Gleichzeitig stellt sich in Zukunft verstärkt die Frage, wie Klimaeffekte der zunehmenden Digitalisierung reduziert werden können. Damit sind wir bei der zweiten, einer technologischen Dimension. So macht der Betrieb von Rechenzentren mittlerweile einen signifikanten Teil des Energieverbrauches aus. Das Training eines komplexen KI-Systems zur Bilderkennung kann beispielsweise genauso viel CO2 freisetzen wie fünf PKW im Laufe ihrer gesamten Lebensdauer. Im Rahmen der GI-Jahrestagung 2021 wollen wir u. a. die Frage adressieren, wie effizientere und ressourcenschonendere Algorithmen, Architekturen und informatische Systeme konzipiert werden können. Kann „Sustainability by Design“ zum Grundprinzip der Entwicklung von Softwaresystemen werden? Wie können Forschungsdaten aus der Informatik auch noch in Jahr-zehnten effizient nachgenutzt werden?
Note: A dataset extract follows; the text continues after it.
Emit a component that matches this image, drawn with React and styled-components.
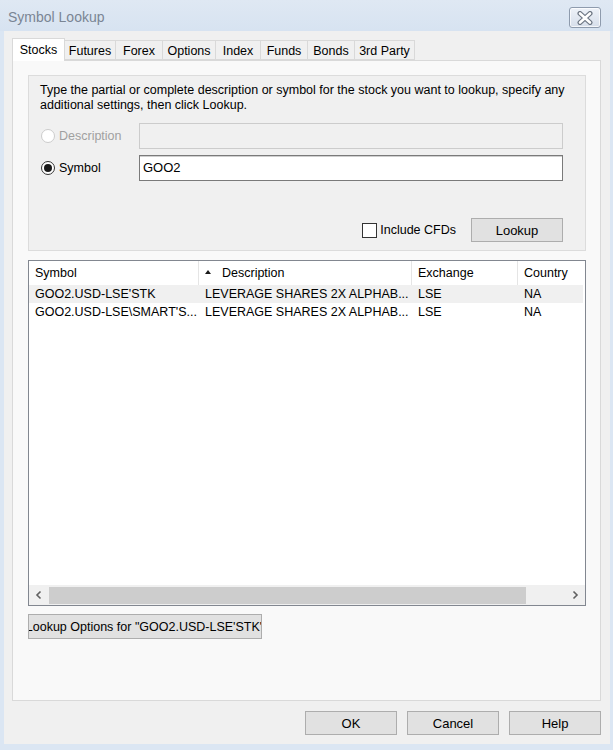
import React from "react";
import styled, { createGlobalStyle } from "styled-components";

const Global = createGlobalStyle`
  html, body { margin: 0; padding: 0; }
  body { font-family: "Liberation Sans", Arial, sans-serif; font-size: 12.5px; color: #000; }
  * { box-sizing: border-box; }
`;

const Window = styled.div`
  width: 613px;
  height: 750px;
  background: #dbe6f3;
  display: flex;
  flex-direction: column;
  overflow: hidden;
`;

const TitleBar = styled.div`
  height: 31px;
  display: flex;
  align-items: flex-start;
  justify-content: space-between;
  padding: 0 12px 0 8px;
  background: linear-gradient(#dfe8f3, #d7e3f1);
`;

const Title = styled.div`
  margin-top: 9px;
  font-size: 14px;
  color: #7a8594;
  font-family: "Liberation Sans", Arial, sans-serif;
`;

const CloseButton = styled.div`
  margin-top: 7px;
  width: 32px;
  height: 21px;
  border: 1px solid #8e9bad;
  border-radius: 3px;
  background: linear-gradient(#eef2f8, #d6deea);
  display: flex;
  align-items: center;
  justify-content: center;
  box-shadow: inset 0 0 0 1px rgba(255,255,255,0.7);
`;

const Client = styled.div`
  margin: 0 3px 6px 4px;
  flex: 1;
  background: #f0f0f0;
  display: flex;
  flex-direction: column;
  padding: 7px 9px 9px 8px;
`;

const TabStrip = styled.div`
  display: flex;
  align-items: flex-end;
  height: 22px;
  position: relative;
  z-index: 1;
`;

const Tab = styled.div`
  width: ${p => p.$w + 1}px;
  height: ${p => (p.$active ? "23px" : "20px")};
  margin-bottom: ${p => (p.$active ? "-1px" : "0")};
  border: 1px solid #d9d9d9;
  border-bottom: ${p => (p.$active ? "none" : "1px solid #d9d9d9")};
  margin-left: -1px;
  background: ${p => (p.$active ? "#ffffff" : "#f0f0f0")};
  display: flex;
  align-items: center;
  justify-content: center;
  padding-top: ${p => (p.$active ? "0" : "1px")};
  white-space: nowrap;
  &:first-child { margin-left: 0; }
`;

const TabPanel = styled.div`
  height: 641px;
  border: 1px solid #d9d9d9;
  background: #f9f9f9;
  padding: 14px 14px 0 15px;
  display: flex;
  flex-direction: column;
`;

const GroupBox = styled.div`
  height: 176px;
  border: 1px solid #dcdcdc;
  background: #f0f0f0;
  padding: 7px 22px 8px 11px;
  display: flex;
  flex-direction: column;
`;

const Intro = styled.div`
  line-height: 15px;
  margin-right: -12px;
`;

const FieldRow = styled.div`
  display: grid;
  grid-template-columns: 99px 424px;
  align-items: center;
  height: 26px;
  margin-top: ${p => p.$mt}px;
`;

const RadioLabel = styled.label`
  display: flex;
  align-items: center;
  gap: 4px;
  color: ${p => (p.$disabled ? "#a0a0a0" : "#000")};
  padding-left: 1px;
`;

const RadioCircle = styled.span`
  width: 14px;
  height: 14px;
  border-radius: 50%;
  border: 1px solid ${p => (p.$disabled ? "#cccccc" : "#333333")};
  background: #fff;
  display: flex;
  align-items: center;
  justify-content: center;
  &::after {
    content: "";
    display: ${p => (p.$checked ? "block" : "none")};
    width: 8px;
    height: 8px;
    border-radius: 50%;
    background: #1a1a1a;
  }
`;

const TextBox = styled.div`
  height: 26px;
  border: 1px solid ${p => (p.$disabled ? "#cccccc" : "#7a7a7a")};
  background: ${p => (p.$disabled ? "#f0f0f0" : "#ffffff")};
  padding: 4px 3px;
  font-size: 13px;
  box-shadow: ${p => (p.$disabled ? "none" : "inset 0 1px 0 #cfcfcf")};
`;

const ActionRow = styled.div`
  margin-top: auto;
  display: flex;
  justify-content: flex-end;
  align-items: center;
  gap: 15px;
`;

const CheckLabel = styled.label`
  display: flex;
  align-items: center;
  gap: 3px;
`;

const CheckBox = styled.span`
  width: 15px;
  height: 15px;
  border: 1px solid #333;
  background: #fff;
`;

const Button = styled.div`
  width: ${p => p.$w || 92}px;
  height: ${p => p.$h || 24}px;
  border: 1px solid #adadad;
  background: #e1e1e1;
  display: flex;
  align-items: center;
  justify-content: center;
  white-space: nowrap;
  overflow: hidden;
  font-size: 13px;
`;

const ListView = styled.div`
  margin-top: 9px;
  height: 346px;
  border: 1px solid #828790;
  background: #fff;
  display: flex;
  flex-direction: column;
  overflow: hidden;
`;

const ListRow = styled.div`
  display: grid;
  grid-template-columns: 170px 213px 106px 90px;
  height: ${p => (p.$header ? "24px" : "18px")};
  background: ${p => (p.$shade ? "#f0f0f0" : "#fff")};
  margin-right: ${p => (p.$header ? "0" : "2px")};
  flex-shrink: 0;
`;

const Cell = styled.div`
  display: flex;
  align-items: center;
  padding-left: 6px;
  white-space: nowrap;
  overflow: hidden;
  border-right: ${p => (p.$header ? "1px solid #e5e5e5" : "none")};
`;

const SortArrow = styled.span`
  width: 0;
  height: 0;
  border-left: 3.5px solid transparent;
  border-right: 3.5px solid transparent;
  border-bottom: 4px solid #1a1a1a;
  margin: -3px 11px 0 0;
`;

const ListBody = styled.div`
  flex: 1;
`;

const HScroll = styled.div`
  height: 20px;
  background: #f0f0f0;
  display: flex;
  align-items: center;
  flex-shrink: 0;
`;

const ScrollArrow = styled.div`
  width: 20px;
  height: 20px;
  display: flex;
  align-items: center;
  justify-content: center;
`;

const Thumb = styled.div`
  height: 17px;
  width: 477px;
  background: #cdcdcd;
`;

const Track = styled.div`
  flex: 1;
  display: flex;
  align-items: center;
`;

const OptionsButton = styled(Button)`
  margin-top: 8px;
  font-size: 12.5px;
`;

const OptionsText = styled.span`
  flex-shrink: 0;
`;

const Footer = styled.div`
  margin-top: 10px;
  display: flex;
  justify-content: flex-end;
  gap: 10px;
`;

const Chevron = ({ dir }) => (
  <svg width="8" height="10" viewBox="0 0 8 10">
    <path
      d={dir === "left" ? "M5.5 1.5 L2 5 L5.5 8.5" : "M2.5 1.5 L6 5 L2.5 8.5"}
      fill="none"
      stroke="#606060"
      strokeWidth="1.6"
    />
  </svg>
);

const tabs = [
  ["Stocks", 52],
  ["Futures", 51],
  ["Forex", 47],
  ["Options", 53],
  ["Index", 45],
  ["Funds", 47],
  ["Bonds", 47],
  ["3rd Party", 60],
];

const rows = [
  ["GOO2.USD-LSE'STK", "LEVERAGE SHARES 2X ALPHAB...", "LSE", "NA"],
  ["GOO2.USD-LSE\\SMART'S...", "LEVERAGE SHARES 2X ALPHAB...", "LSE", "NA"],
];

export default function App() {
  return (
    <>
      <Global />
      <Window>
        <TitleBar>
          <Title>Symbol Lookup</Title>
          <CloseButton>
            <svg width="18" height="14" viewBox="0 0 18 14">
              <path d="M4 2.5 L14 11.5 M14 2.5 L4 11.5" stroke="#6d7683" strokeWidth="5" strokeLinecap="round" />
              <path d="M4 2.5 L14 11.5 M14 2.5 L4 11.5" stroke="#ffffff" strokeWidth="2.6" strokeLinecap="round" />
            </svg>
          </CloseButton>
        </TitleBar>
        <Client>
          <TabStrip>
            {tabs.map(([t, w], i) => (
              <Tab key={t} $w={w} $active={i === 0}>{t}</Tab>
            ))}
          </TabStrip>
          <TabPanel>
            <GroupBox>
              <Intro>
                Type the partial or complete description or symbol for the stock you want to lookup, specify any additional settings, then click Lookup.
              </Intro>
              <FieldRow $mt={10}>
                <RadioLabel $disabled>
                  <RadioCircle $disabled />
                  Description
                </RadioLabel>
                <TextBox $disabled />
              </FieldRow>
              <FieldRow $mt={6}>
                <RadioLabel>
                  <RadioCircle $checked />
                  Symbol
                </RadioLabel>
                <TextBox>GOO2</TextBox>
              </FieldRow>
              <ActionRow>
                <CheckLabel>
                  <CheckBox />
                  Include CFDs
                </CheckLabel>
                <Button>Lookup</Button>
              </ActionRow>
            </GroupBox>
            <ListView>
              <ListRow $header>
                <Cell $header>Symbol</Cell>
                <Cell $header><SortArrow />Description</Cell>
                <Cell $header>Exchange</Cell>
                <Cell>Country</Cell>
              </ListRow>
              <ListBody>
                {rows.map((r, i) => (
                  <ListRow key={i} $shade={i === 0}>
                    {r.map((c, j) => (
                      <Cell key={j}>{c}</Cell>
                    ))}
                  </ListRow>
                ))}
              </ListBody>
              <HScroll>
                <ScrollArrow><Chevron dir="left" /></ScrollArrow>
                <Track><Thumb /></Track>
                <ScrollArrow><Chevron dir="right" /></ScrollArrow>
              </HScroll>
            </ListView>
            <OptionsButton $w={234} $h={25}>
              <OptionsText>Lookup Options for "GOO2.USD-LSE'STK"</OptionsText>
            </OptionsButton>
          </TabPanel>
          <Footer>
            <Button>OK</Button>
            <Button>Cancel</Button>
            <Button>Help</Button>
          </Footer>
        </Client>
      </Window>
    </>
  );
}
Darüber hinaus hat die Digitalisierung unter Nachhaltigkeitsgesichtspunkten auch eine soziale und eine ökonomische Dimension. Wie wird sich Arbeit durch die Digitalisierung verändern, wie gestalten wir die Arbeitswelt der Zukunft und welche Anforderungen stellt das an die informatischen Systeme, die diese Strukturen unterstützen? Wie muss eine gute Bildung in der und für die digital vernetzte Welt aussehen, und wie muss sich unser Bildungssystem in der Post-Corona-Zeit verändern? Welcher Governance-Strukturen bedarf es im Internet der Zukunft oder beim Einsatz von künstlicher Intelligenz?
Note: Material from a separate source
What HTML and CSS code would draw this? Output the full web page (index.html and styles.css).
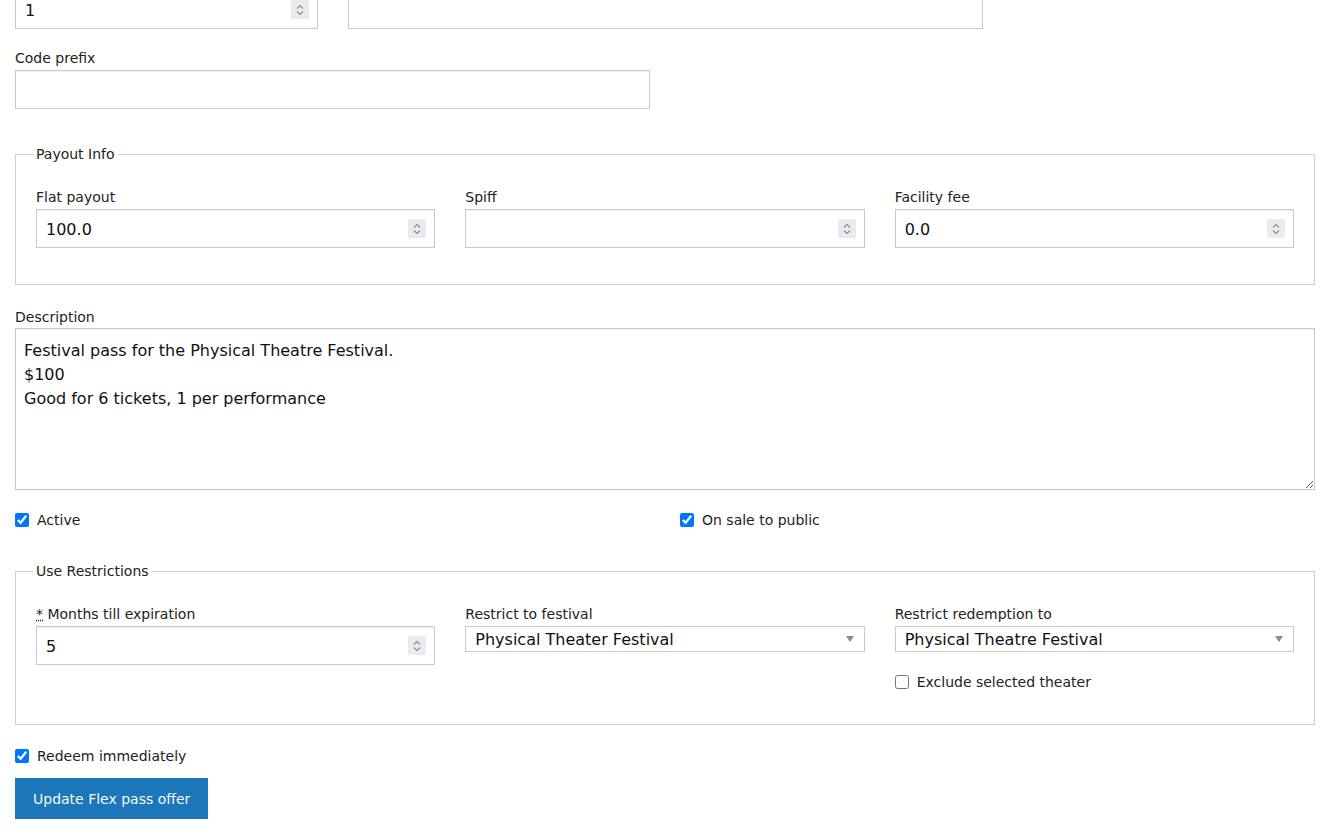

Bedarf es einer neuen Ethik in der digitalen Welt, wie kann Regulierung aussehen und welche Rolle muss die Informatik dabei spielen? Soll die GI curriculare Empfehlungen für Green Coding entwickeln, und wie können diese aussehen?

Diese Fragen und noch viele mehr wollen wir im Rahmen der „INFORMATIK 2021“ im September 2021 in Berlin mit Ihnen diskutieren und hoffen, dass die 51. Jahrestagung nicht nur an die 50 erfolgreichen Vorgängerveranstaltungen anknüpft, sondern auch einen Aufbruch zur Verankerung von Nachhaltigkeitsaspekten in der Mitte der Informatik markiert.